Each node has a kubelet that updates the node as specified by a container manifest, which is a YAML file that describes a pod. The kubelet uses a set of manifests to ensure that its containers are started and that they continue to run. A sample manifest can be found in the Kubernetes documentation.

A container manifest can be provided to a kubelet by:

  • A file path on the command line that is checked every 20 seconds.

  • An HTTP endpoint passed on the command line that is checked every 20 seconds.

  • The kubelet watching an etcd server, such as /registry/hosts/$(hostname -f), and acting on any changes.

  • The kubelet listening for HTTP and responding to a simple API to submit a new manifest.

Service Proxy

Each node also runs a simple network proxy that reflects the services defined in the API on that node.
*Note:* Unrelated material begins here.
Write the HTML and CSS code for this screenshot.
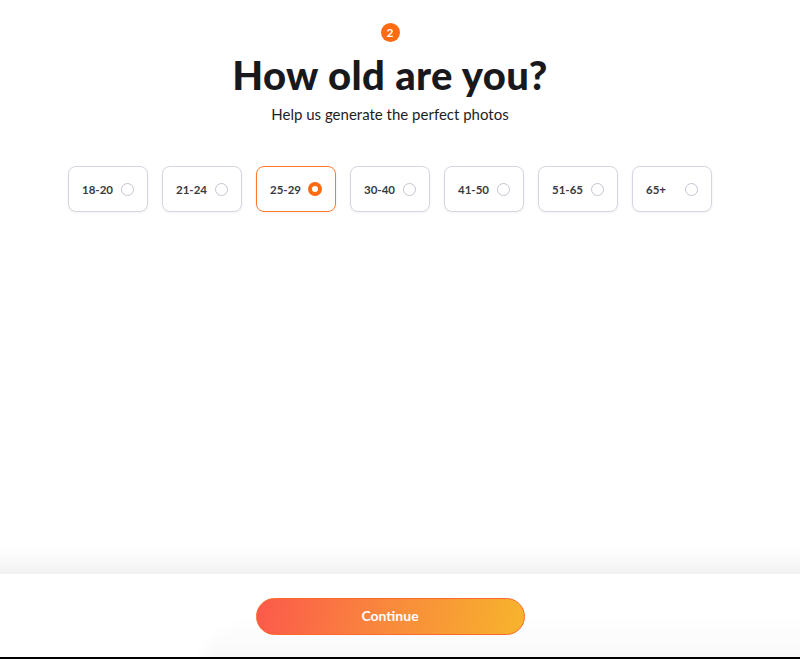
FILE: index.html
```html
<!DOCTYPE html>
<html lang="en">
<head>
<meta charset="utf-8">
<title>How old are you?</title>
<link rel="stylesheet" href="styles.css">
</head>
<body>
<div class="app">
  <main class="main">
    <div class="step">2</div>
    <h1 class="title">How old are you?</h1>
    <p class="subtitle">Help us generate the perfect photos</p>
    <div class="options">
      <label class="option"><span class="label">18-20</span><span class="radio"></span></label>
      <label class="option"><span class="label">21-24</span><span class="radio"></span></label>
      <label class="option selected"><span class="label">25-29</span><span class="radio"></span></label>
      <label class="option"><span class="label">30-40</span><span class="radio"></span></label>
      <label class="option"><span class="label">41-50</span><span class="radio"></span></label>
      <label class="option"><span class="label">51-65</span><span class="radio"></span></label>
      <label class="option"><span class="label">65+</span><span class="radio"></span></label>
    </div>
  </main>
  <footer class="footer">
    <div class="footer-inner">
      <button class="continue">Continue</button>
    </div>
  </footer>
</div>
</body>
</html>
```
FILE: styles.css
```css
* { box-sizing: border-box; }
html, body { margin: 0; padding: 0; background: #fff; }
body {
  font-family: "Lato", "Liberation Sans", sans-serif;
  color: #1b1b1f;
}
.app {
  height: 659px;
  display: flex;
  flex-direction: column;
  overflow: hidden;
}
.main {
  flex: 1;
  width: 100%;
  display: flex;
  flex-direction: column;
  align-items: center;
  padding-top: 23px;
  background: linear-gradient(to bottom, #fff calc(100% - 26px), #f1f1f1 100%);
}
.step {
  width: 19px;
  height: 19px;
  margin-right: 20px;
  border-radius: 50%;
  background: #ff6b12;
  color: #fff;
  font-size: 12px;
  font-weight: 700;
  line-height: 19px;
  text-align: center;
}
.title {
  margin: 9px 20px 0 0;
  font-size: 40px;
  font-weight: 900;
  line-height: 48px;
  color: #19191d;
  letter-spacing: 0.4px;
}
.subtitle {
  margin: 5px 20px 0 0;
  font-size: 15px;
  line-height: 20px;
  color: #1e1e22;
}
.options {
  display: flex;
  gap: 14px;
  margin: 42px 20px 0 0;
}
.option {
  width: 80px;
  height: 46px;
  border: 1px solid #d6d6e0;
  border-radius: 8px;
  display: flex;
  align-items: center;
  justify-content: space-between;
  padding: 0 13px 0 13px;
  background: #fff;
  box-shadow: 0 1px 3px rgba(30, 30, 60, 0.06);
}
.option.selected { border-color: #ff7a26; }
.label {
  font-size: 11.5px;
  font-weight: 700;
  color: #3a3a3e;
}
.radio {
  width: 13px;
  height: 13px;
  border-radius: 50%;
  border: 1.5px solid #c3c5d3;
}
.selected .radio {
  border: 4px solid #ff6b12;
  width: 14px;
  height: 14px;
}
.footer {
  height: 85px;
  position: relative;
  background: #fff;
  border-bottom: 2px solid #000;
  overflow: hidden;
}
.footer::after {
  content: "";
  position: absolute;
  left: 200px;
  right: -40px;
  bottom: -40px;
  height: 80px;
  border-radius: 60px 0 0 0;
  background: linear-gradient(to bottom, rgba(0,0,0,0) 0%, rgba(0,0,0,0.02) 40%, rgba(0,0,0,0.07) 100%);
  filter: blur(6px);
  pointer-events: none;
}
.footer-inner {
  width: 780px;
  display: flex;
  justify-content: center;
  padding-top: 24px;
  position: relative;
  z-index: 1;
}
.continue {
  width: 269px;
  height: 37px;
  border: 1px solid #fb6a2c;
  border-radius: 19px;
  background: linear-gradient(100deg, #fc594b 0%, #f98a3c 50%, #f7b42c 100%);
  color: #fff;
  font-family: "Lato", "Liberation Sans", sans-serif;
  font-size: 14px;
  font-weight: 700;
  line-height: 33px;
  padding: 0 0 2px;
  cursor: pointer;
}
```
This allows the node to do simple TCP and UDP stream forwarding across a set of back ends.

Node Object Definition

The following is an example node object definition in Kubernetes:

apiVersion: v1 (1)
kind: Node (2)
metadata:
  creationTimestamp: null
  labels: (3)
    kubernetes.io/hostname: node1.example.com
  name: node1.example.com (4)
spec:
  externalID: node1.example.com (5)
status:
  nodeInfo:
    bootID: ""
    containerRuntimeVersion: ""
    kernelVersion: ""
    kubeProxyVersion: ""
    kubeletVersion: ""
    machineID: ""
    osImage: ""
    systemUUID: ""
1 apiVersion defines the API version to use.
2 kind set to Node identifies this as a definition for a node object.
3 metadata.labels lists any labels that have been added to the node.
4 metadata.name is a required value that defines the name of the node object. This value is shown in the NAME column when running the oc get nodes command.
5 spec.externalID defines the fully-qualified domain name where the node can be reached. Defaults to the metadata.name value when empty.

The REST API Reference has more details on these definitions.